The author begins her sweeping tragic epic by listing the 7 principles of the Anishinaabe in both their native language and then in their English translation. There is then a recitation of the definition of cultural genocide (Talaga, 2017). I played this sequence over and over, at once marvelling at the sheer innocent beauty and wisdom of those principles, and then recoiling at the ugly brutality defining of the latter. She acknowledges her sources of the 7 principles to the Bakaan nake’ii ngii-izhi-gakinoo’amaagoomin (We Were Taught Differently: The Indian Residential School Experience), an exhibit in the Welland Museum; and then, of the definition of cultural genocide, to the Truth and Reconciliation Commission of Canada.

In the prologue that follows, Talaga shares a fable of Indigenous ancestry, in which the giant, Nanabijou, warns the Ojibwe to protect a sacred pact from the white man, or risk losing the natural splendour and beauty of their existence. Eventually the pact is broken, and well,… She stops the story there, before lunging into the intertwined and tragic tales of seven first nations teens who either die, or are lost forever, between 2000 and 2011 in the town of Thunder Bay.

An award winning journalist and reporter, Talaga surgically weaves the stories together against the vast and ugly history of Canada’s residential school program. It was in her book that I first heard of Chanie Wenjack’s story, which years earlier had resonated so deeply with the late Gord Downie, that he began the Downie-Wenjack fund with the latter’s family, to draw attention to the savage legacy of Canada’s racism towards its own First Nations people. The book is riveting and sad, and an appropriate entry point if you’re like me, and feel a need to catch up with what went down in this country in this long, dark period.

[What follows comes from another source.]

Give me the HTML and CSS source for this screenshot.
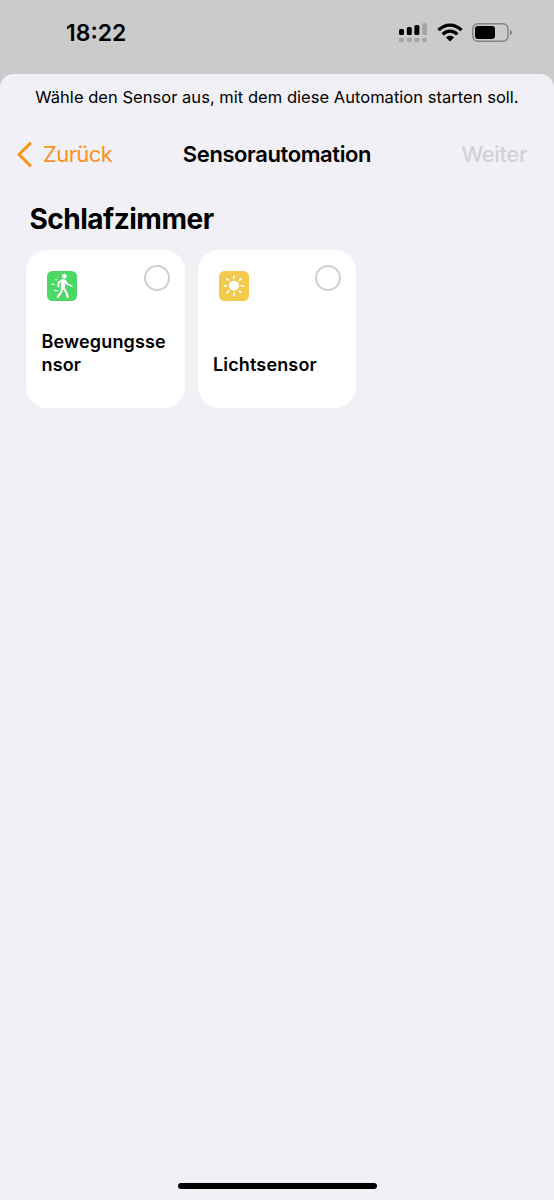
FILE: index.html
```html
<!DOCTYPE html>
<html lang="de">
<head>
    <meta charset="UTF-8">
    <meta name="viewport" content="width=device-width, initial-scale=1.0">
    <title>Sensorautomation</title>
    <link rel="stylesheet" href="styles.css">
</head>
<body>
    <!-- Statusleiste -->
    <div class="statusbar">
        <span class="time">18:22</span>
        <div class="status-icons">
            <svg class="signal" width="28" height="20" viewBox="0 0 28 20">
                <rect x="0" y="6" width="5" height="6" rx="1.5"/>
                <rect x="7.8" y="4" width="5" height="8" rx="1.5"/>
                <rect x="15.4" y="2" width="5" height="10" rx="1.5"/>
                <g fill="#a6a6a6">
                    <rect x="23.2" y="0" width="4.8" height="12" rx="1.5"/>
                    <rect x="0" y="14.7" width="5" height="4.6" rx="1.5"/>
                    <rect x="7.8" y="14.7" width="5" height="4.6" rx="1.5"/>
                    <rect x="15.4" y="14.7" width="5" height="4.6" rx="1.5"/>
                    <rect x="23.2" y="14.7" width="4.8" height="4.6" rx="1.5"/>
                </g>
            </svg>
            <svg class="wifi" width="26" height="19" viewBox="0 0 26 19">
                <g fill="none" stroke="#000" stroke-width="3.3">
                    <path d="M1.5 7.2 C8 0.3 18 0.3 24.5 7.2"/>
                    <path d="M5.7 11.4 C9.8 7.1 16.2 7.1 20.3 11.4"/>
                </g>
                <path d="M8.9 14.4 C11.2 12.1 14.8 12.1 17.1 14.4 L13 18.5 Z"/>
            </svg>
            <svg class="battery" width="41" height="19" viewBox="0 0 41 19">
                <rect x="0.8" y="0.8" width="35.2" height="17.4" rx="5" fill="none" stroke="#858585" stroke-width="1.5"/>
                <rect x="3" y="3" width="20" height="13" rx="3"/>
                <path d="M38 6.5 Q40 7.3 40 9.5 Q40 11.7 38 12.5 Z" fill="#858585"/>
            </svg>
        </div>
    </div>

    <main class="sheet">
        <p class="hint">Wähle den Sensor aus, mit dem diese Automation starten soll.</p>

        <nav class="navbar">
            <a class="back" href="#">
                <svg width="15" height="25" viewBox="0 0 15 25"><path d="M13 1.6 L2 12.5 L13 23.4" fill="none" stroke="#f6941e" stroke-width="3" stroke-linecap="round" stroke-linejoin="round"/></svg>
                <span>Zurück</span>
            </a>
            <h1>Sensorautomation</h1>
            <span class="next">Weiter</span>
        </nav>

        <h2>Schlafzimmer</h2>

        <!-- Sensoren -->
        <div class="sensors">
            <div class="card">
                <div class="card-top">
                    <svg class="icon" width="30" height="30" viewBox="0 0 30 30">
                        <rect width="30" height="30" rx="5.5" fill="#4cd865"/>
                        <circle cx="17.3" cy="5.2" r="2.4" fill="#fff"/>
                        <g fill="none" stroke="#fff" stroke-linecap="round" stroke-linejoin="round">
                            <path d="M16.4 10 L15.8 17" stroke-width="4.2"/>
                            <path d="M15 9.2 L11.7 11.4 L11.3 15.4" stroke-width="1.9"/>
                            <path d="M18 9.6 L20.2 13 L24.6 15" stroke-width="1.9"/>
                            <path d="M15.3 17.5 L14.2 21 L10.8 25.8" stroke-width="2.2"/>
                            <path d="M16.5 17 L19 20.8 L20.8 26" stroke-width="2.2"/>
                            <path d="M8.6 8.8 H10 M4.6 13.3 H7.4 M7.6 19.6 H11" stroke-width="1.1"/>
                        </g>
                    </svg>
                    <span class="radio"></span>
                </div>
                <p class="name">Bewegungssensor</p>
            </div>
            <div class="card">
                <div class="card-top">
                    <svg class="icon" width="30" height="30" viewBox="0 0 30 30">
                        <rect width="30" height="30" rx="5.5" fill="#f4ca4d"/>
                        <circle cx="15" cy="14.8" r="5" fill="#fff"/>
                        <g stroke="#fff" stroke-width="1.8" stroke-linecap="round">
                            <path d="M15 5.2 V7.2 M15 22.4 V24.4 M5.4 14.8 H7.4 M22.6 14.8 H24.6"/>
                            <path d="M8.2 8 L9.6 9.4 M20.4 20.2 L21.8 21.6 M8.2 21.6 L9.6 20.2 M20.4 9.4 L21.8 8"/>
                        </g>
                    </svg>
                    <span class="radio"></span>
                </div>
                <p class="name">Lichtsensor</p>
            </div>
        </div>

        <div class="home-indicator"></div>
    </main>
</body>
</html>
```
FILE: styles.css
```css
* {
    box-sizing: border-box;
}

body {
    margin: 0;
    height: 1200px;
    display: flex;
    flex-direction: column;
    background: #cbcbcb;
    color: #000;
    font-family: Inter, "Liberation Sans", sans-serif;
}

h1, h2, p {
    margin: 0;
}

/* Statusleiste */
.statusbar {
    height: 73.5px;
    flex: none;
    display: flex;
    justify-content: space-between;
    padding: 19px 41px 0 66px;
}

.time {
    font-size: 23px;
    line-height: 28px;
    font-weight: 600;
}

.status-icons {
    display: flex;
    align-items: flex-start;
    padding-top: 4px;
}

.wifi {
    margin-left: 10px;
}

.battery {
    margin-left: 9px;
}

/* Blatt */
.sheet {
    flex: 1;
    display: flex;
    flex-direction: column;
    background: #f1f0f6;
    border-radius: 14px 14px 0 0;
}

.hint {
    padding-top: 12px;
    text-align: center;
    font-size: 16.5px;
    line-height: 22px;
    letter-spacing: 0.03px;
    white-space: nowrap;
}

.navbar {
    display: grid;
    grid-template-columns: 1fr auto 1fr;
    align-items: center;
    margin-top: 32.5px;
    font-size: 22px;
    line-height: 28px;
}

.back {
    display: flex;
    align-items: center;
    gap: 11px;
    padding-left: 17px;
    color: #f6941e;
    letter-spacing: -0.6px;
    text-decoration: none;
}

.navbar h1 {
    font-size: 22px;
    font-weight: 600;
    letter-spacing: -0.4px;
}

.next {
    padding-right: 27px;
    text-align: right;
    color: #d2d2d6;
    font-weight: 500;
    letter-spacing: -0.4px;
}

h2 {
    margin: 33px 0 0 29.5px;
    font-size: 28px;
    line-height: 36px;
    font-weight: 700;
    letter-spacing: -0.5px;
}

/* Karten */
.sensors {
    display: flex;
    gap: 13px;
    margin: 12.5px 0 0 26px;
}

.card {
    width: 158.5px;
    height: 158.5px;
    padding: 15px 15px 32px 15.5px;
    display: flex;
    flex-direction: column;
    justify-content: space-between;
    background: #fff;
    border-radius: 21px;
}

.card-top {
    display: flex;
    justify-content: space-between;
    align-items: flex-start;
}

.icon {
    margin: 6px 0 0 5.5px;
}

.radio {
    width: 26px;
    height: 26px;
    border: 2px solid #d0d0d3;
    border-radius: 50%;
}

.name {
    font-size: 18px;
    line-height: 23px;
    font-weight: 600;
    letter-spacing: 0.15px;
    white-space: normal;
    word-break: break-all;
}

.home-indicator {
    width: 199px;
    height: 6px;
    margin: auto auto 11px;
    border-radius: 3px;
    background: #000;
}
```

My summer of education continued with the following titles:

  • “They Called Me Number One” by Bev Sellers

  • “From the Ashes” by Jesse Thistle

  • “Highway of Tears” by Jessica McDiarmid

  • “21 Things You May Not Know about the Indian Act” by Bob Joseph

The National Day for Truth and Reconciliation is September 30, and for the first time it has been declared a federal statutory holiday. If you’re like me and feel aware of the need to truly acknowledge the past and a genuine desire to properly and purposefully shape a better future, you might be asking, “what should I be doing on this day?” For what it’s worth, my take, and again this comes from someone who has been admittedly late to this conversation, is to start by educating yourself.

There are numerous books on the subject; countless articles and blogs; and artistic works, such as the sad and lovely ode that Downie made for Chanie Wenjack, “The Secret Path”. This, Gord’s legacy project which became his late life calling before his all-to-early death in 2017, is available at (Downie, 2021) or you can hit up to begin the education journey as well. I bought one of my orange shirts from the foundation this year.

There will be lots of orange shirts worn this week. Wearing these, and being somewhat educated on the subject is fairly important. While, like the poppies in November, it is noble to display symbols of respect, what’s needed even more than “showing” respect, is “doing” the work. Begin with the education. Become more familiar with what this is really all about. Any of the above resources would be a reasonable jump-off point. Then, your actual “doing” can begin with sifting through the 94 calls to action in the National Truth and Reconciliation document, attached here, and see where YOU can begin to advocate for change.

Let's remind ourselves that the reason September 30 has become a statutory holiday just in 2021 is because of what was exposed earlier in the year, beginning in Kamloops. But after a series of similar heart-breaking discoveries through the summer, there is still so much to do just on the front of locating potentially thousands of children's bodies still unaccounted for. Global News recently ran a story on what appears to be a slowing of the process despite a recent $321 million pledge from the federal government to fund further searches (Gilmore, 2021). You can visually see the work still to be done in Global's real-time map of residential schools here.

There is no greater act of citizenship, than to put one’s fellow human being in front of one’s self. While our indigenous people have finally had their plight thrust in front of our faces these past several months, we cannot rest on the recognition alone. There is still much work to be done. It begins with education, for only when we are informed are we truly able to act with purpose and strategy.

Wishing you a reflective and truth seeking National Truth and Reconciliation Day.



Downie, G. (2021, 09 26). The Secret Path. Retrieved from The Secret Path:

Gilmore, R. (2021, 09 15). Mapping the missing: Former residential school sites in Canada and the search for unmarked graves. Global News

Talaga, T. (2017). Seven Fallen Feathers: Racism, Death and Hard Truths in a Northern City. House of Anansi.